Source excerpt:
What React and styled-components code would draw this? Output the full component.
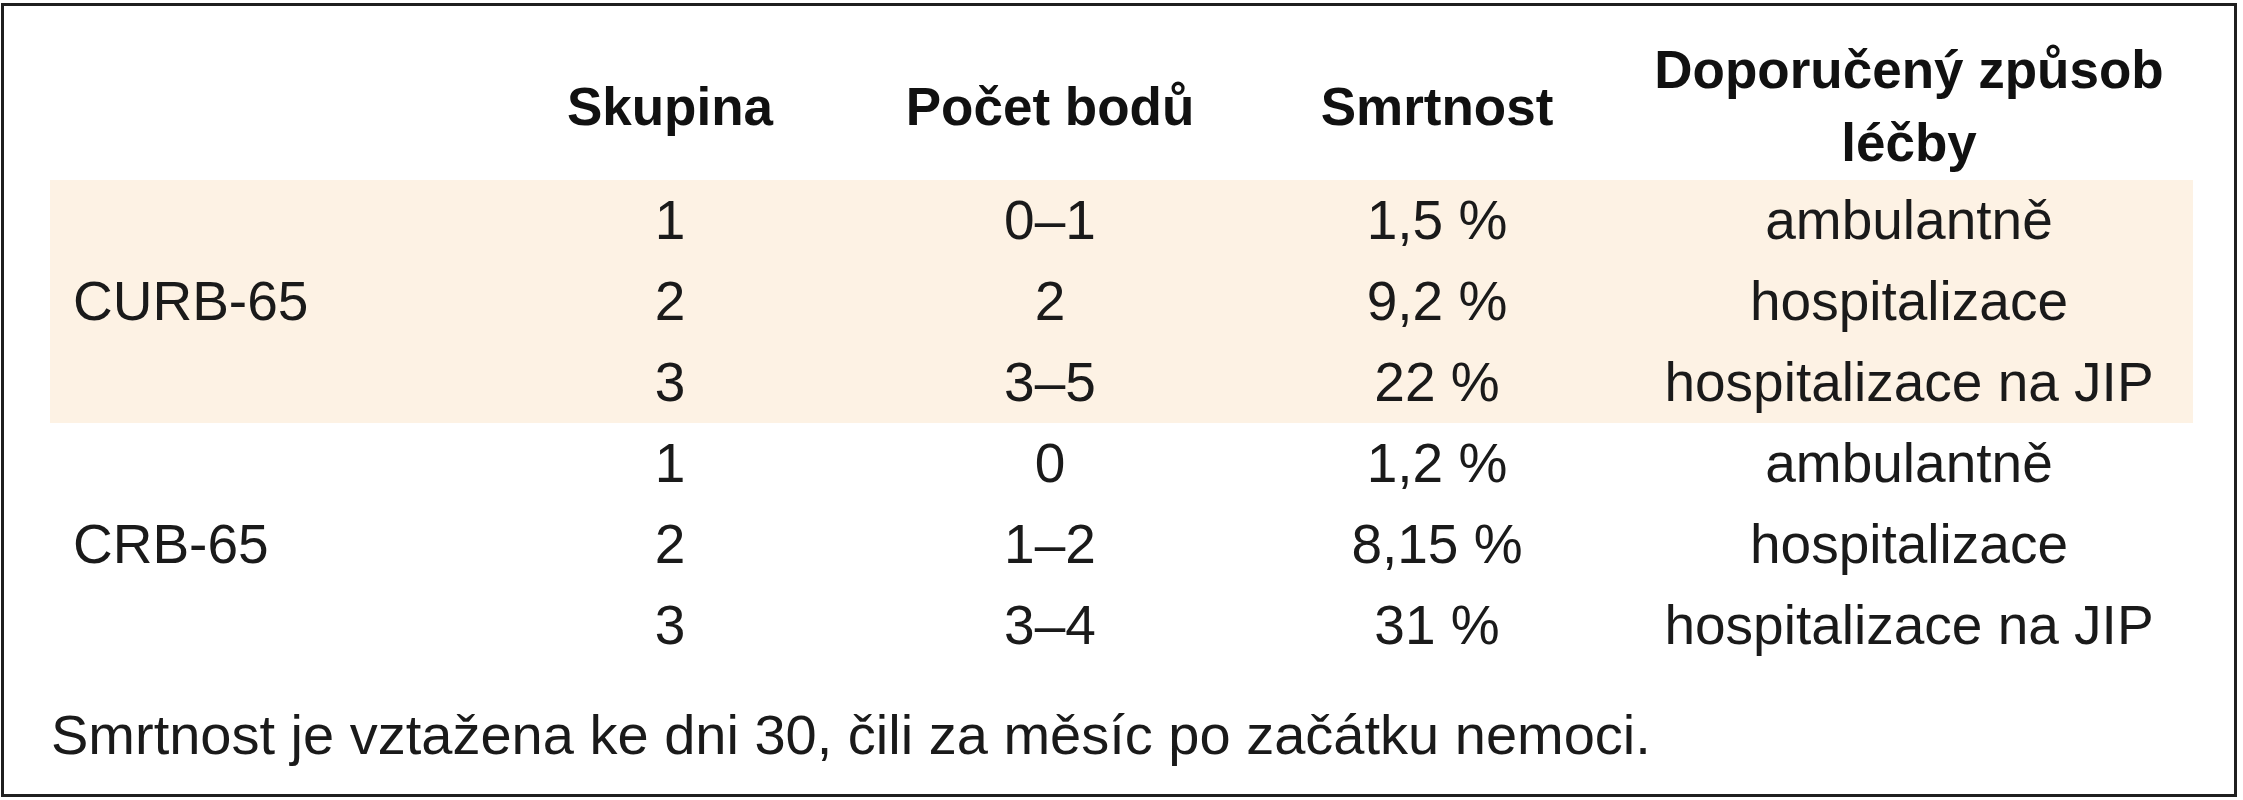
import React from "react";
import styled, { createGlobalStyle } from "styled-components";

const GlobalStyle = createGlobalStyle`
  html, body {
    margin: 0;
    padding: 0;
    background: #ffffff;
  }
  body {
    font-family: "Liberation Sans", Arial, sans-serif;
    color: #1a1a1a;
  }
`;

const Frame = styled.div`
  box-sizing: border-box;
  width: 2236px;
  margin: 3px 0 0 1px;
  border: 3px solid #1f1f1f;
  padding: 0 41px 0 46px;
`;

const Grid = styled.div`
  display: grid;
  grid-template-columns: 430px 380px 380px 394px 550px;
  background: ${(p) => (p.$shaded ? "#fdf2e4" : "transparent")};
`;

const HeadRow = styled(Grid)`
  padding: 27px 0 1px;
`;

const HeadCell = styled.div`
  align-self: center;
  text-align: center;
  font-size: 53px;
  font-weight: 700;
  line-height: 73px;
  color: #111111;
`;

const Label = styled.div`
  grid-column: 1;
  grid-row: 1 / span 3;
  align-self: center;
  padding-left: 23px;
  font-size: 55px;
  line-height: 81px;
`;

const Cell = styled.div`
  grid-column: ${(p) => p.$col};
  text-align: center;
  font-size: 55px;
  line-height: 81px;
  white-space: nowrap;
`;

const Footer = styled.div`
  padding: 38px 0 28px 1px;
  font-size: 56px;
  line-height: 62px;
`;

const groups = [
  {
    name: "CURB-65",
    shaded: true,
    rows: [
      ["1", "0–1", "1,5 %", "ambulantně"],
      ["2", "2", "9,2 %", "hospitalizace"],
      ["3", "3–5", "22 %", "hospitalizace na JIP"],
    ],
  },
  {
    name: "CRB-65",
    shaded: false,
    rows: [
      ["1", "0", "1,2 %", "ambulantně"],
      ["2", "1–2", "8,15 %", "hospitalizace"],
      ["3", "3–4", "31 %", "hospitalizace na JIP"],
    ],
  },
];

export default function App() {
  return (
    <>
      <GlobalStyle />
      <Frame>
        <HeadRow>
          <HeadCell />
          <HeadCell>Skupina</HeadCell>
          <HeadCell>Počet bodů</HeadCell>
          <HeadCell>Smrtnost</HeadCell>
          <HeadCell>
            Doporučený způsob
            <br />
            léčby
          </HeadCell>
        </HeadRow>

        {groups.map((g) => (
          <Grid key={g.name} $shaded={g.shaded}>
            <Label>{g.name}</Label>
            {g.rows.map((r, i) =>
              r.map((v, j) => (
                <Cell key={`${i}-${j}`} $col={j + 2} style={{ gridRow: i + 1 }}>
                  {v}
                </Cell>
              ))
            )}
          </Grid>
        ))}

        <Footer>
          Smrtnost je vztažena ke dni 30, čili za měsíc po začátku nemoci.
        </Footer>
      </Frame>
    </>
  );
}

Task requirements:
Output the material word for word, omitting its pictures.

In response:
What React and styled-components code would draw this? Output the full component.
import React from "react";
import styled, { createGlobalStyle } from "styled-components";

const GlobalStyle = createGlobalStyle`
  html, body {
    margin: 0;
    padding: 0;
    background: #ffffff;
  }
  body {
    font-family: "Liberation Sans", Arial, sans-serif;
    color: #1a1a1a;
  }
`;

const Frame = styled.div`
  box-sizing: border-box;
  width: 2236px;
  margin: 3px 0 0 1px;
  border: 3px solid #1f1f1f;
  padding: 0 41px 0 46px;
`;

const Grid = styled.div`
  display: grid;
  grid-template-columns: 430px 380px 380px 394px 550px;
  background: ${(p) => (p.$shaded ? "#fdf2e4" : "transparent")};
`;

const HeadRow = styled(Grid)`
  padding: 27px 0 1px;
`;

const HeadCell = styled.div`
  align-self: center;
  text-align: center;
  font-size: 53px;
  font-weight: 700;
  line-height: 73px;
  color: #111111;
`;

const Label = styled.div`
  grid-column: 1;
  grid-row: 1 / span 3;
  align-self: center;
  padding-left: 23px;
  font-size: 55px;
  line-height: 81px;
`;

const Cell = styled.div`
  grid-column: ${(p) => p.$col};
  text-align: center;
  font-size: 55px;
  line-height: 81px;
  white-space: nowrap;
`;

const Footer = styled.div`
  padding: 38px 0 28px 1px;
  font-size: 56px;
  line-height: 62px;
`;

const groups = [
  {
    name: "CURB-65",
    shaded: true,
    rows: [
      ["1", "0–1", "1,5 %", "ambulantně"],
      ["2", "2", "9,2 %", "hospitalizace"],
      ["3", "3–5", "22 %", "hospitalizace na JIP"],
    ],
  },
  {
    name: "CRB-65",
    shaded: false,
    rows: [
      ["1", "0", "1,2 %", "ambulantně"],
      ["2", "1–2", "8,15 %", "hospitalizace"],
      ["3", "3–4", "31 %", "hospitalizace na JIP"],
    ],
  },
];

export default function App() {
  return (
    <>
      <GlobalStyle />
      <Frame>
        <HeadRow>
          <HeadCell />
          <HeadCell>Skupina</HeadCell>
          <HeadCell>Počet bodů</HeadCell>
          <HeadCell>Smrtnost</HeadCell>
          <HeadCell>
            Doporučený způsob
            <br />
            léčby
          </HeadCell>
        </HeadRow>

        {groups.map((g) => (
          <Grid key={g.name} $shaded={g.shaded}>
            <Label>{g.name}</Label>
            {g.rows.map((r, i) =>
              r.map((v, j) => (
                <Cell key={`${i}-${j}`} $col={j + 2} style={{ gridRow: i + 1 }}>
                  {v}
                </Cell>
              ))
            )}
          </Grid>
        ))}

        <Footer>
          Smrtnost je vztažena ke dni 30, čili za měsíc po začátku nemoci.
        </Footer>
      </Frame>
    </>
  );
}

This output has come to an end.